Taking advantage of experience gained during excavation of the first tunnel, HRCP has been able to improve efficiency. Mid-April saw the most productive week yet, with the TBM mining 420 ft and placing 63 liner rings. By the time Mary makes her scheduled September arrival back on the south island, the TBM will have placed 2,385 rings totaling approximately 21,600 segments.

The relative smoothness of the tunnel boring phase so far is evidenced by the fact that the only "surprise" has been unearthing remains of a North American mastodon, estimated to be up to 50,000 years old. Currently being used in public presentations about the project, the remains will eventually be donated to Virginia's natural history museum.

Meanwhile, HRCP continues fitting the first tunnel with ballast, drainage, roadway, lighting, ventilation and safety systems. Back at the surface, new trestles are also nearing completion. Built on 54-in.-dia cylindrical piles driven to depths of 70 to 110 ft, the structures are approximately 12 to 15 ft higher than the original trestles to improve resilience from corrosive storm waves and potential sea level rise. Span lengths range from 60 ft to 125 ft.

This summer, VDOT plans to shift two lanes of traffic on to the new south trestle, which, with 67,568 sq yd of bride deck, will eventually carry all eight lanes between the tunnels and the Norfolk side. To the north, where the alignment required maintaining separate northbound and southbound links to Hampton, HRCP will soon shift traffic on to the new westbound trestle. As the old trestles are demolished, the new structures will continue to direct traffic in and out of the existing tunnels until the new tubes are ready.
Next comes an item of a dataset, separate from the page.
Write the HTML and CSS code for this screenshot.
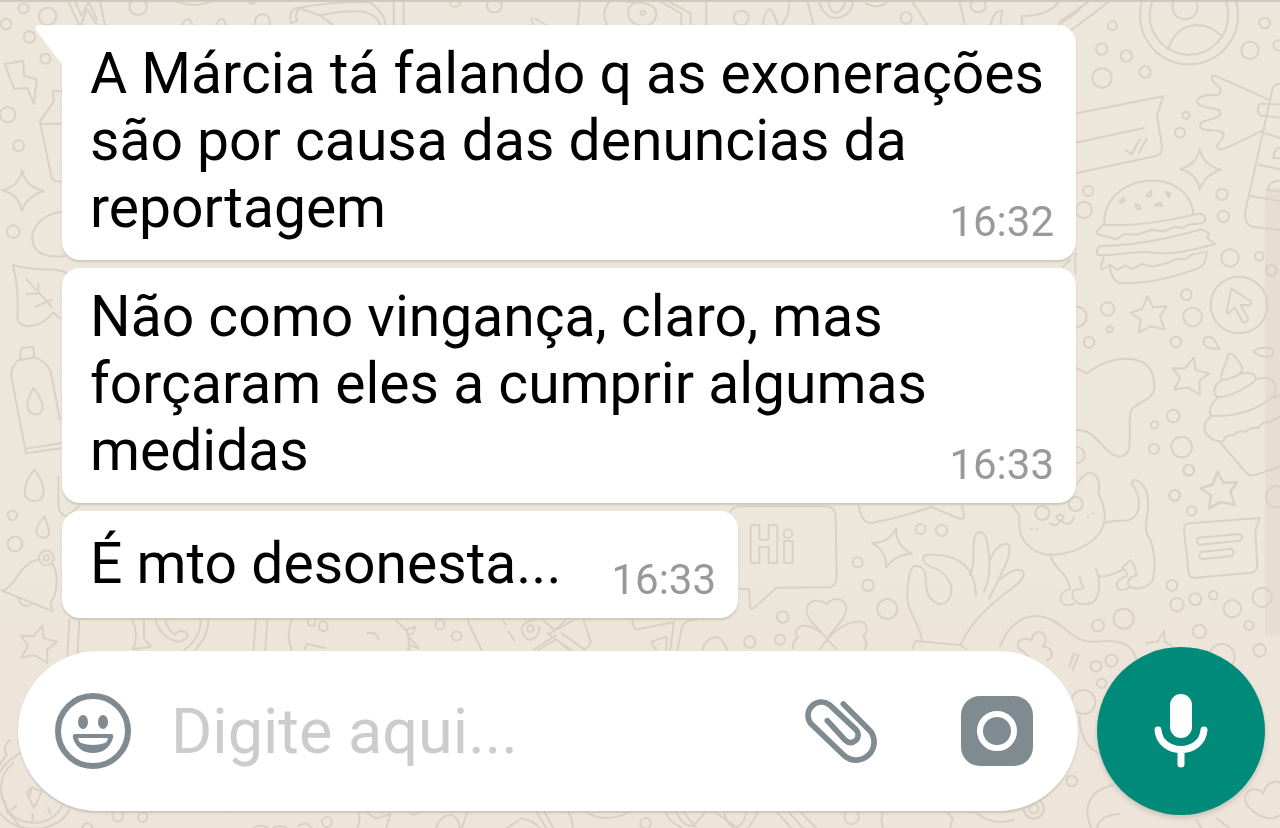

Claudio Cimiotti, who took over as HRCP project executive earlier this year, says that achieving these and subsequent milestones on schedule will "require the same focus, care and teamwork" that has brought the project this far, including keeping safety as the top priority.

"One mishap, no matter how small it may seem, can ripple across operations, impact schedules, jeopardize critical milestones and, most importantly, put lives at risk," Cimiotti says. "We simply cannot afford to let that happen."